Wednesday, 22 February 2012

JANGAN MENYERAH KEPADA TAKDIR


oleh: KH.BACHTIAR AHMAD
=======================
                           “(jawaban ringkas untuk seorang sahabat)”
Secara umum makna kata takdir yang berakar dari kata qadar adalah ketetapan atau ketentuan yang telah ditetapkan Allah.” Artinya, segala sesuatu yang ada telah ditetapkan Allah dengan ketentuan-Nya. Baik ukuran; bentuk; masa; aturan-aturan yang berlaku dan lain-lain sebagainya yang berhubungan dengan keadaan sesuatu (makhluk) yang diciptakan Allah.  Jadi  apa saja yang terjadi di alam semesta ini, semuanya berjalan sesuai dengan kehendak Allah sebagai “Penguasa Tunggal” yang memiliki kekuasaan dan kehendak yang tidak terbatas.

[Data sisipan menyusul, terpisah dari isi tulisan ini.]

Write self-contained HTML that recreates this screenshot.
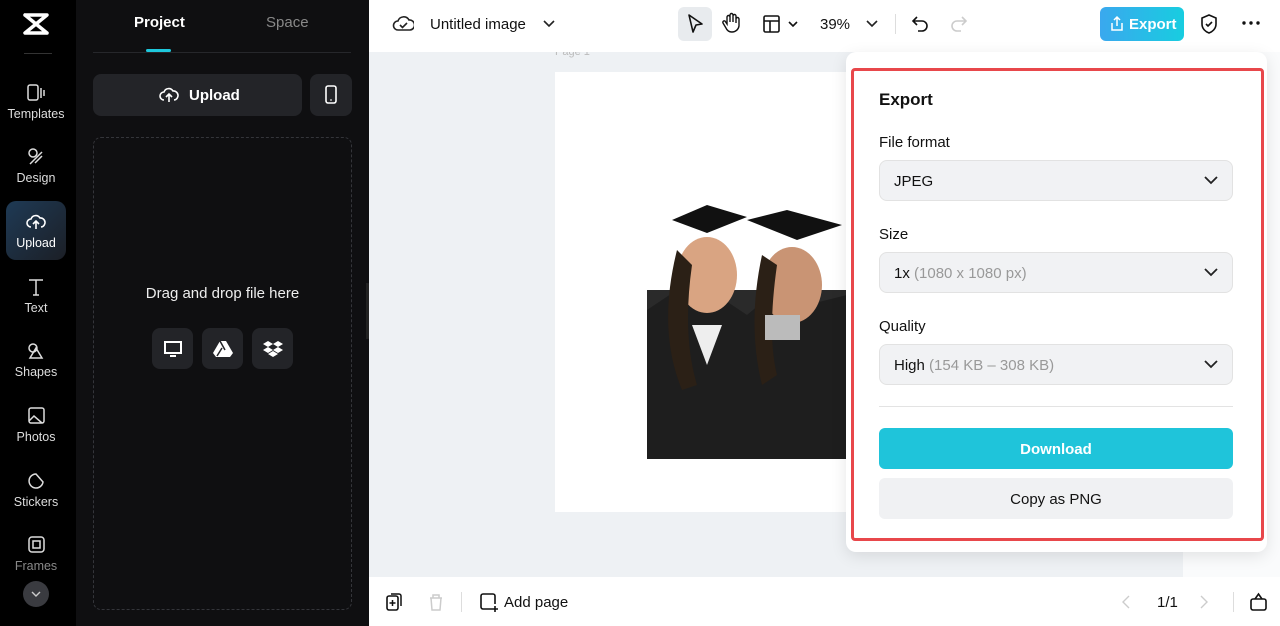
<!DOCTYPE html>
<html><head><style>
*{box-sizing:border-box;margin:0;padding:0}
body{width:1280px;height:626px;overflow:hidden;font-family:"Liberation Sans",sans-serif;position:relative;background:#fff}
.a{position:absolute}
.nav{left:0;top:0;width:76px;height:626px;background:#000}
.ni{position:absolute;left:0;width:72px;text-align:center;color:#ddd;font-size:12.5px}
.ni svg{display:block;margin:0 auto 4px}
.panel{left:76px;top:0;width:293px;height:626px;background:#0f0f11}
.sel{border:1px solid #e2e2e2;border-radius:8px;background:#f1f2f4;height:41px;position:absolute;left:879px;width:354px;font-size:15px;color:#111;padding:12px 14px}
.sel span{color:#999}
.sel svg{position:absolute;right:14px;top:14px}
.lbl{position:absolute;left:879px;font-size:15px;color:#111}
</style></head><body>
<div class="a nav"></div>
<svg class="a" style="left:22px;top:12px" width="28" height="24" viewBox="0 0 28 24"><path d="M3 3h22L3 21h22M3 3l22 18" stroke="#fff" stroke-width="3.5" fill="none" stroke-linejoin="round" stroke-linecap="round"/></svg>
<div class="a" style="left:24px;top:53px;width:28px;height:1px;background:#333"></div>
<div class="ni" style="top:83px"><svg width="20" height="20"><rect x="2" y="2" width="10" height="15" rx="2" stroke="#ddd" fill="none" stroke-width="1.5"/><path d="M15 5v10M18 7v6" stroke="#ddd" stroke-width="1.5"/></svg>Templates</div>
<div class="ni" style="top:147px"><svg width="20" height="20"><circle cx="7" cy="6" r="4" stroke="#ddd" fill="none" stroke-width="1.5"/><path d="M4 17l12-12M9 16l7-7" stroke="#ddd" stroke-width="1.5"/></svg>Design</div>
<div class="a" style="left:6px;top:201px;width:60px;height:59px;border-radius:10px;background:linear-gradient(135deg,#1e3a55,#1c1f26)"></div>
<div class="ni" style="top:212px;color:#fff"><svg width="20" height="20"><path d="M5 15a4 4 0 010-8 5 5 0 019-1 4 4 0 011 9M10 17V10M7 12l3-3 3 3" stroke="#fff" fill="none" stroke-width="1.6"/></svg>Upload</div>
<div class="ni" style="top:277px"><svg width="20" height="20"><path d="M3 3h14M10 3v15M7 18h6" stroke="#ddd" stroke-width="1.5"/></svg>Text</div>
<div class="ni" style="top:341px"><svg width="20" height="20"><path d="M10 7l6 10H4z" stroke="#ddd" fill="none" stroke-width="1.5"/><circle cx="7" cy="7" r="4" stroke="#ddd" fill="none" stroke-width="1.5"/></svg>Shapes</div>
<div class="ni" style="top:406px"><svg width="20" height="20"><rect x="3" y="2" width="15" height="15" rx="2" stroke="#ddd" fill="none" stroke-width="1.5"/><path d="M3 15l5-5 8 7" stroke="#ddd" fill="none" stroke-width="1.5"/></svg>Photos</div>
<div class="ni" style="top:471px"><svg width="20" height="20"><path d="M17 11A7 7 0 1110 3z" stroke="#ddd" fill="none" stroke-width="1.5"/></svg>Stickers</div>
<div class="ni" style="top:535px;color:#888"><svg width="20" height="20"><rect x="3" y="2" width="15" height="15" rx="3" stroke="#ddd" fill="none" stroke-width="1.5"/><rect x="7" y="6" width="7" height="7" stroke="#ddd" fill="none" stroke-width="1.5"/></svg>Frames</div>
<div class="a" style="left:23px;top:581px;width:26px;height:26px;border-radius:50%;background:#3a3b40"></div>
<svg class="a" style="left:30px;top:590px" width="12" height="8"><path d="M2 2l4 4 4-4" stroke="#ccc" fill="none" stroke-width="1.4"/></svg>

<div class="a panel"></div>
<div class="a" style="left:134px;top:14px;color:#fff;font-weight:bold;font-size:15px">Project</div>
<div class="a" style="left:266px;top:14px;color:#888;font-size:15px">Space</div>
<div class="a" style="left:93px;top:52px;width:258px;height:1px;background:#26272b"></div>
<div class="a" style="left:146px;top:49px;width:25px;height:3px;border-radius:2px;background:#1ec8dc"></div>
<div class="a" style="left:93px;top:74px;width:209px;height:42px;border-radius:8px;background:#232428;color:#fff;font-size:15px;font-weight:bold;padding:13px 0 0 96px">Upload</div>
<svg class="a" style="left:159px;top:85px" width="20" height="18"><path d="M5 15a4 4 0 010-8 5 5 0 019-1 4 4 0 011 9M10 17V10M7 12l3-3 3 3" stroke="#fff" fill="none" stroke-width="1.6"/></svg>
<div class="a" style="left:310px;top:74px;width:42px;height:42px;border-radius:8px;background:#232428"></div>
<svg class="a" style="left:324px;top:85px" width="14" height="20"><rect x="2" y="1" width="10" height="17" rx="2" stroke="#fff" fill="none" stroke-width="1.6"/><path d="M6 15h2" stroke="#fff"/></svg>
<div class="a" style="left:93px;top:137px;width:259px;height:473px;border:1px dashed #34353a;border-radius:8px"></div>
<div class="a" style="left:93px;top:285px;width:259px;text-align:center;color:#eee;font-size:15px">Drag and drop file here</div>
<div class="a" style="left:152px;top:328px;width:41px;height:41px;border-radius:8px;background:#232428"></div>
<div class="a" style="left:202px;top:328px;width:41px;height:41px;border-radius:8px;background:#232428"></div>
<div class="a" style="left:252px;top:328px;width:41px;height:41px;border-radius:8px;background:#232428"></div>
<svg class="a" style="left:163px;top:340px" width="20" height="18"><rect x="2" y="2" width="16" height="11" stroke="#fff" fill="none" stroke-width="2"/><path d="M7 16h6" stroke="#fff" stroke-width="2"/></svg>
<svg class="a" style="left:213px;top:340px" width="20" height="17"><path d="M7 1h6l7 12-3 4H3L0 13z" fill="#fff"/><path d="M7 1l5 9M4 16l5-8" stroke="#232428" stroke-width="1.5"/></svg>
<svg class="a" style="left:263px;top:340px" width="20" height="18"><path d="M5 1l5 3-5 3-5-3zM15 1l5 3-5 3-5-3zM5 7l5 3-5 3-5-3zM15 7l5 3-5 3-5-3zM5 14l5-3 5 3-5 3z" fill="#fff"/></svg>
<div class="a" style="left:366px;top:283px;width:9px;height:56px;border-radius:0 8px 8px 0;background:#222"></div>

<!-- canvas -->
<div class="a" style="left:369px;top:52px;width:911px;height:525px;background:#eef1f4"></div>
<div class="a" style="left:1183px;top:52px;width:97px;height:525px;background:#fafbfc"></div>
<div class="a" style="left:555px;top:46px;color:#bbb;font-size:11px">Page 1</div>
<div class="a" style="left:555px;top:72px;width:300px;height:440px;background:#fff"></div>
<svg class="a" style="left:647px;top:200px" width="200" height="259" viewBox="0 0 200 259">
<rect x="0" y="90" width="200" height="169" fill="#2a2a2a"/>
<path d="M0 110l30-20 20 20 20-15 30 20 30-25 30 15 40-10v164H0z" fill="#1e1e1e"/>
<ellipse cx="60" cy="75" rx="30" ry="38" fill="#d9a482"/>
<ellipse cx="145" cy="85" rx="30" ry="38" fill="#c99474"/>
<path d="M25 20l35-15 40 12-40 16z" fill="#111"/>
<path d="M100 20l40-10 55 15-45 15z" fill="#111"/>
<path d="M30 50q-20 80 5 140l15-5q-15-50 -5-120z M115 55q-15 70 0 130l15-10q-10-40 0-110z" fill="#2b2016"/>
<rect x="118" y="115" width="35" height="25" fill="#bbb"/>
<path d="M45 125l30 0-15 40z" fill="#eee"/>
</svg>

<!-- top bar -->
<div class="a" style="left:369px;top:0;width:911px;height:52px;background:#fff"></div>
<svg class="a" style="left:392px;top:14px" width="22" height="20"><path d="M6 16a4.5 4.5 0 010-9 6 6 0 0111-1 4.5 4.5 0 011 10z" stroke="#222" fill="none" stroke-width="1.6"/><path d="M8 11l2.5 2.5L15 9" stroke="#222" fill="none" stroke-width="1.6"/></svg>
<div class="a" style="left:430px;top:16px;font-size:15px;color:#111">Untitled image</div>
<svg class="a" style="left:543px;top:20px" width="12" height="8"><path d="M1 1l5 5 5-5" stroke="#222" fill="none" stroke-width="1.6"/></svg>
<div class="a" style="left:678px;top:7px;width:34px;height:34px;border-radius:6px;background:#e8ebee"></div>
<svg class="a" style="left:687px;top:13px" width="18" height="22"><path d="M2 2l13 9-6 1-3 7z" stroke="#111" fill="none" stroke-width="1.6" stroke-linejoin="round"/></svg>
<svg class="a" style="left:722px;top:12px" width="20" height="22"><path d="M5 12V5a1.5 1.5 0 013 0v5V3a1.5 1.5 0 013 0v7V4a1.5 1.5 0 013 0v7V7a1.5 1.5 0 013 0v7a7 7 0 01-7 6 6 6 0 01-6-4l-3-5a1.5 1.5 0 012-2z" stroke="#111" fill="none" stroke-width="1.4"/></svg>
<svg class="a" style="left:762px;top:14px" width="38" height="20"><rect x="2" y="2" width="15" height="16" rx="1.5" stroke="#111" fill="none" stroke-width="1.6"/><path d="M2 7h15M8 7v11M27 8l4 4 4-4" stroke="#111" fill="none" stroke-width="1.6"/></svg>
<div class="a" style="left:820px;top:16px;font-size:15px;color:#111">39%</div>
<svg class="a" style="left:866px;top:20px" width="12" height="8"><path d="M1 1l5 5 5-5" stroke="#222" fill="none" stroke-width="1.6"/></svg>
<div class="a" style="left:895px;top:14px;width:1px;height:20px;background:#ddd"></div>
<svg class="a" style="left:911px;top:14px" width="20" height="20"><path d="M6 3L2 7l4 4M2 7h9a5 5 0 010 10H7" stroke="#111" fill="none" stroke-width="1.6"/></svg>
<svg class="a" style="left:948px;top:14px" width="20" height="20"><path d="M14 3l4 4-4 4M18 7H9a5 5 0 000 10h4" stroke="#ccc" fill="none" stroke-width="1.6"/></svg>
<div class="a" style="left:1100px;top:7px;width:84px;height:34px;border-radius:6px;background:linear-gradient(90deg,#3aa8ee,#18cde0);color:#fff;font-size:15px;font-weight:bold;padding:9px 0 0 29px;white-space:nowrap">Export</div>
<svg class="a" style="left:1109px;top:15px" width="16" height="18"><path d="M5 5l3-3 3 3M8 2v9M3 8v7h10V8" stroke="#fff" fill="none" stroke-width="1.5"/></svg>
<svg class="a" style="left:1199px;top:13px" width="20" height="22"><path d="M10 2l7 3v6c0 5-4 8-7 9-3-1-7-4-7-9V5z" stroke="#111" fill="none" stroke-width="1.6"/><path d="M7 11l2 2 4-4" stroke="#111" fill="none" stroke-width="1.6"/></svg>
<svg class="a" style="left:1241px;top:20px" width="20" height="6"><circle cx="3" cy="3" r="1.7" fill="#111"/><circle cx="10" cy="3" r="1.7" fill="#111"/><circle cx="17" cy="3" r="1.7" fill="#111"/></svg>

<!-- bottom -->
<div class="a" style="left:369px;top:577px;width:911px;height:49px;background:#fff"></div>
<svg class="a" style="left:385px;top:592px" width="18" height="20"><rect x="2" y="4" width="11" height="14" rx="2" stroke="#111" fill="none" stroke-width="1.6"/><path d="M6 2h8a2 2 0 012 2v10M7.5 8v6M4.5 11h6" stroke="#111" fill="none" stroke-width="1.5"/></svg>
<svg class="a" style="left:427px;top:592px" width="18" height="20"><path d="M3 6h12M6 6V3h6v3M4 6l1 12h8l1-12" stroke="#ccc" fill="none" stroke-width="1.5"/></svg>
<div class="a" style="left:461px;top:592px;width:1px;height:20px;background:#ddd"></div>
<svg class="a" style="left:479px;top:592px" width="20" height="20"><path d="M13 17H4a2 2 0 01-2-2V4a2 2 0 012-2h10a2 2 0 012 2v8M16 14v6M13 17h6" stroke="#111" fill="none" stroke-width="1.6"/></svg>
<div class="a" style="left:504px;top:594px;font-size:15px;color:#111">Add page</div>
<svg class="a" style="left:1120px;top:594px" width="12" height="16"><path d="M9 2L3 8l6 6" stroke="#ccc" fill="none" stroke-width="1.4"/></svg>
<div class="a" style="left:1157px;top:594px;font-size:15px;color:#111">1/1</div>
<svg class="a" style="left:1198px;top:594px" width="12" height="16"><path d="M3 2l6 6-6 6" stroke="#ccc" fill="none" stroke-width="1.4"/></svg>
<div class="a" style="left:1233px;top:592px;width:1px;height:20px;background:#ddd"></div>
<svg class="a" style="left:1249px;top:591px" width="20" height="22"><rect x="2" y="8" width="15" height="11" rx="2" stroke="#111" fill="none" stroke-width="1.6"/><path d="M6 8l3.5-5 3.5 5" stroke="#111" fill="none" stroke-width="1.6"/></svg>

<!-- popup -->
<div class="a" style="left:846px;top:52px;width:421px;height:500px;background:#fff;border-radius:10px;box-shadow:0 4px 16px rgba(0,0,0,.1)"></div>
<div class="a" style="left:851px;top:68px;width:413px;height:473px;border:3px solid #e8474b;border-radius:4px"></div>
<div class="a" style="left:879px;top:90px;font-size:17px;font-weight:bold;color:#111">Export</div>
<div class="lbl" style="top:134px">File format</div>
<div class="sel" style="top:160px">JPEG<svg width="14" height="10"><path d="M1 2l6 6 6-6" stroke="#222" fill="none" stroke-width="1.8"/></svg></div>
<div class="lbl" style="top:226px">Size</div>
<div class="sel" style="top:252px">1x <span>(1080 x 1080 px)</span><svg width="14" height="10"><path d="M1 2l6 6 6-6" stroke="#222" fill="none" stroke-width="1.8"/></svg></div>
<div class="lbl" style="top:318px">Quality</div>
<div class="sel" style="top:344px">High <span>(154 KB – 308 KB)</span><svg width="14" height="10"><path d="M1 2l6 6 6-6" stroke="#222" fill="none" stroke-width="1.8"/></svg></div>
<div class="a" style="left:879px;top:406px;width:354px;height:1px;background:#e3e3e3"></div>
<div class="a" style="left:879px;top:428px;width:354px;height:41px;border-radius:6px;background:#1fc4da;color:#fff;font-size:15px;font-weight:bold;text-align:center;padding-top:13px">Download</div>
<div class="a" style="left:879px;top:478px;width:354px;height:41px;border-radius:6px;background:#f0f1f3;color:#111;font-size:15px;text-align:center;padding-top:13px">Copy as PNG</div>
</body></html>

DIA-lah yang mengatur ada dan tiada; hidup dan mati; susah dan senang; tinggi dan rendah; serta keadaan-keadaan lainnya dari semua makhluk yang di-ciptakan-Nya, yang secara tersurat dan tersirat dinyatakan Allah dengan firman-NYA:

“Katakanlah: "Wahai Tuhan yang mempunyai kerajaan, Engkau berikan kerajaan kepada orang yang Engkau kehendaki dan Engkau cabut kerajaan dari orang yang Engkau kehendaki. Engkau muliakan orang yang Engkau kehendaki dan Engkau hinakan orang yang Engkau kehendaki. di tangan Engkaulah segala kebajikan. Sesungguhnya Engkau Maha Kuasa atas segala sesuatu.  Engkau masukkan malam ke dalam siang dan Engkau masukkan siang ke dalam malam. Engkau keluarkan yang hidup dari yang mati, dan Engkau keluarkan yang mati dari yang hidup, dan Engkau beri rezki kepada siapa saja yang Engkau kehendaki tanpa hisab (batas)."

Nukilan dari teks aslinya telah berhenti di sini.